Moscow Burning (Command 40)
This is the twin of Buena Vista which I have yet to play which due to an all too common subscription mix-up arrived in the same envelope as the Bulge double issue. Of the 3 games Moscow Burning is the simplest and least historical. My excuse for punching and playing this and only this game is a strange interest in recent Russian history (I have also played Objective Moscow and 6mm Afghan 1980s games). Frankly anyone lacking this sort of impetus is unlikely to bother with Moscow Burning.
The game is harmless enough but seriously lacks depth and is best seen as the sort of game played after another has finished early. The basic premise is some sort of armed coup in Russia where the 1st few weeks see well equipped Airmobile units race to capture key cities with limited aid from slow moving ground forces. The game stops after 10 turns (30 days) although 1 side may give up well before then, this can lead to some very short games. The 2 sides are labelled Red and White each of which rolls for control of a city hex at the beginning of the game and gains use of the intrinsic militia. Each side also controls 3 Airmobile units which take 6 hits to kill compared to the militia which have only 1 step and the ground units that appear by random event and possess 2. The key point in set up is that although both sides have 3 mobile units either side has a 50% chance of controlling a city and its static militia. Victory is gained by controlling cities so poor dice luck can give a faction a set up that cannot produce a win prompting another round of setting up. Random events occur at the beginning of every game turn and are generally linked to control of cities. The most common random event is the generation of 1D6 ground units each at a randomly chosen city, naturally if you control more cities more ground units are going to support you giving a landslide effect which tends to shorten games further.
The map is a bit of a shock in that terrain is mostly city and road, the marshes and forests of Russia are absent. This seems pretty odd until the scale and objective of the game are considered. The Airmobile units will be flying about and not bothering with terrain while other units are either immobile or will be sticking to roads to get anywhere. With victory being based on cities most combat will occur in cities or at roads closeby. The city militia units have 1D6 strength points determined randomly each time that they are used. They die on 1 step loss but take losses only after all friendly units in the hex are destroyed. Other units start at strength 6 and with luck can take a city hex on their own, 2 units should make certain but to hold that city hex 1 of the attackers must be left behind or the opposition will sidle up and re-take the hex. To get anywhere you need an excess of units over the enemy which can happen in localised corners of the map due to the set up or hope that random events will bring in more units than the opposition gets. Ground units are fixed by random events and none at all may turn up after turn 1 (leading to a tag like game), new Airmobile units appear at the end of each turn, 2 on turn 1, 1 on other turns. Each side has a 50% chance of gaining control of these units which appear on any friendly city.

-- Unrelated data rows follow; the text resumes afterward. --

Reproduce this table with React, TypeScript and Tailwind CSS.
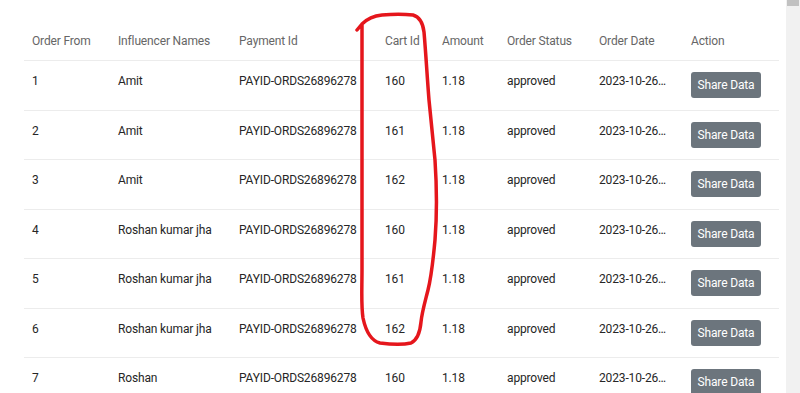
import React from 'react';

const orders = [
  { from: 1, name: 'Amit', cart: 160 },
  { from: 2, name: 'Amit', cart: 161 },
  { from: 3, name: 'Amit', cart: 162 },
  { from: 4, name: 'Roshan kumar jha', cart: 160 },
  { from: 5, name: 'Roshan kumar jha', cart: 161 },
  { from: 6, name: 'Roshan kumar jha', cart: 162 },
  { from: 7, name: 'Roshan', cart: 160 },
];

const headers = ['Order From', 'Influencer Names', 'Payment Id', 'Cart Id', 'Amount', 'Order Status', 'Order Date', 'Action'];

const App = () => {
  return (
    <div className="relative flex h-[393px] w-[800px] overflow-hidden bg-white font-['Segoe_UI',Roboto,sans-serif] text-[12px] tracking-[-0.15px]">
      <main className="flex-1 pl-6 pt-5">
        <table className="w-[755px] table-fixed border-collapse">
          <colgroup>
            <col className="w-[86px]" />
            <col className="w-[121px]" />
            <col className="w-[146px]" />
            <col className="w-[57px]" />
            <col className="w-[65px]" />
            <col className="w-[92px]" />
            <col className="w-[92px]" />
            <col className="w-[96px]" />
          </colgroup>
          <thead>
            <tr className="border-b border-[#ececec]">
              {headers.map((h) => (
                <th key={h} className="px-2 pt-3 pb-[10px] text-left align-top font-normal leading-[18px] text-[#666]">
                  {h}
                </th>
              ))}
            </tr>
          </thead>
          <tbody className="text-[#262626]">
            {orders.map((o) => (
              <tr key={o.from} className="border-b border-[#ececec]">
                <td className="px-2 pt-[11px] pb-[11.5px] align-top leading-[18px]">{o.from}</td>
                <td className="px-2 pt-[11px] pb-[11.5px] align-top leading-[18px]">{o.name}</td>
                <td className="px-2 pt-[11px] pb-[11.5px] align-top leading-[18px]">PAYID-ORDS26896278</td>
                <td className="px-2 pt-[11px] pb-[11.5px] align-top leading-[18px]">{o.cart}</td>
                <td className="px-2 pt-[11px] pb-[11.5px] align-top leading-[18px]">1.18</td>
                <td className="px-2 pt-[11px] pb-[11.5px] align-top leading-[18px]">approved</td>
                <td className="px-2 pt-[11px] pb-[11.5px] align-top leading-[18px]">2023-10-26…</td>
                <td className="px-2 pt-[11px] pb-[11.5px] align-top leading-[18px]">
                  <button className="h-[26px] w-[70px] rounded-[3px] bg-[#6c757d] text-[12px] text-white">Share Data</button>
                </td>
              </tr>
            ))}
          </tbody>
        </table>
      </main>

      {/* scrollbar */}
      <div className="w-[14px] bg-[#f1f1f1] px-[1px]">
        <div className="h-[6px] bg-[#c1c1c1]" />
      </div>

      {/* hand-drawn highlight */}
      <svg className="pointer-events-none absolute left-0 top-0" width="800" height="393" viewBox="0 0 800 393">
        <path
          d="M357 30 L362 24 C366 20 372 16 382 15 C392 14 405 14 413 15 C420 17 423 24 424 32 C426 55 427 75 429 100 C431 120 433 140 435 160 C437 190 437 215 435 240 C433 262 431 278 428 290 C425 302 422 312 421 322 C420 333 417 340 411 343 C402 345 388 344 380 343 C372 341 366 332 363 318 C361 305 362 290 362 270 L362 24"
          fill="none"
          stroke="#e5161c"
          strokeWidth="3.5"
          strokeLinecap="round"
          strokeLinejoin="round"
        />
      </svg>
    </div>
  );
};

export default App;
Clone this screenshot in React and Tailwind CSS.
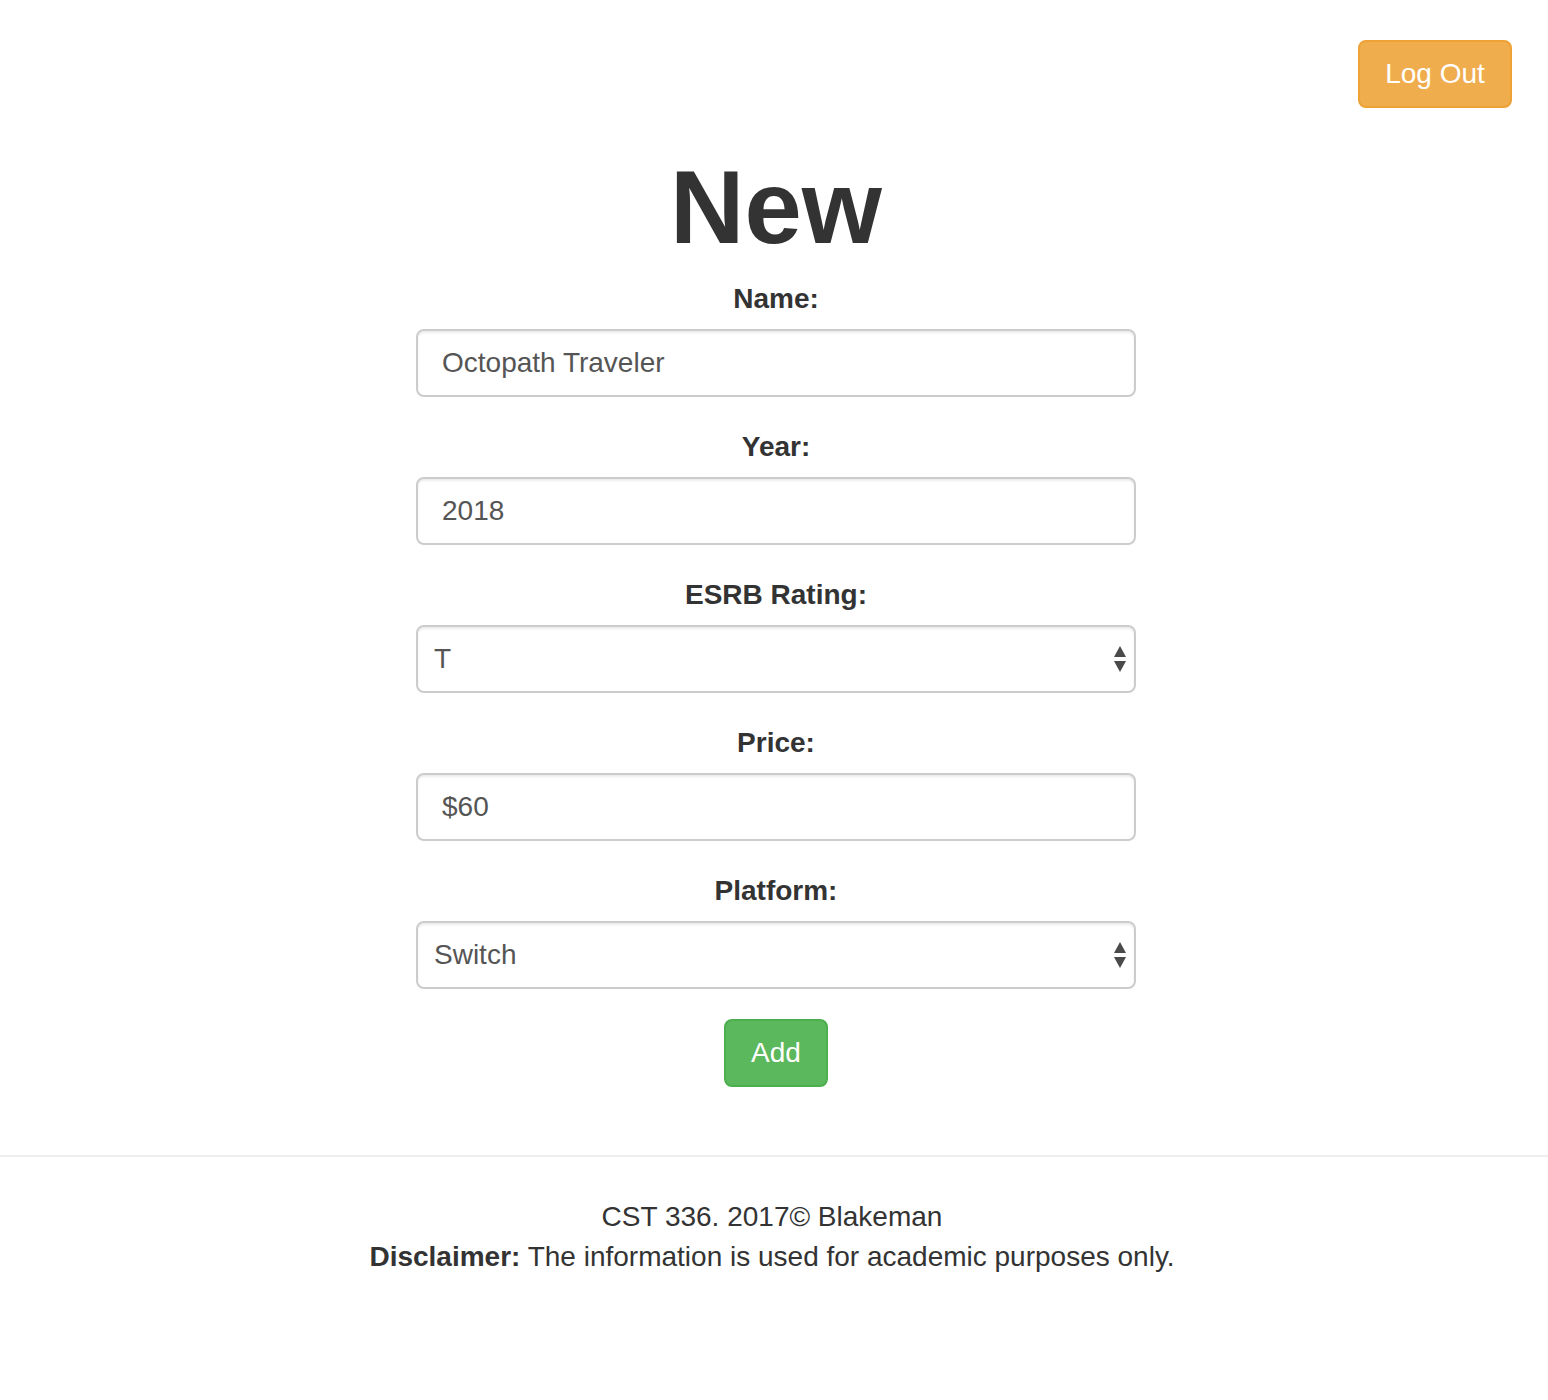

The by-word to this game is luck, I have played it about 8 times (some attempts did not last long enough to count as games) with a decent go lasting some 45 minutes. The general outcome is for the factions to try to control groups of cities in distinct areas. Moscow is a block of 10 adjacent city hexes with several other cities not far away. This can be a mess in the early game turns leading to an 1 side taking all Moscow and garrisoning it with non-militia units. If the opposition controls many other cities there is a scope for further play but loss of Moscow does not imply control of the rest of Russia. The random events bring in new units, give air support for 1 turn or block off a city for 1 turn for various reasons. The plague events blocks off 1 extra city every turn of the game and can close down play in many areas if it is drawn on turn 1. The Ukrainian army can also turn up and in theory win the game (both players lose) but will generally not show and can be blocked by a couple of mobile units even if in doing so that player will eventually lose himself.
Clearly the game is not history and does not reflect the course of events in Yugoslavia where a city could not be taken in a few days, still the random element has some reflections of the Albania situation. The game may end in 1 side having an obvious victory or a firming up of front lines as a prelude to a longer war. It is a shame that there is no attempt to extend the situation over a longer time with serious forces having a go in conventional fashion, front lines, armoured punches and all that. Owning Objective Moscow I can see an unlikely use as a scenario builder but the scenario as it stands is very shallow. The game would benefit greatly from set piece scenarios, different victory conditions (seize that before this happens) and different (less silly) random events. Unfortunately the core concept is not gripping enough to inspire this degree of work unlike games that are obviously flawed but have a certain charm which begs further attention. Moscow Burning may be colourful and playable if not always balanced but remains a quick fix rather than anything to mull over.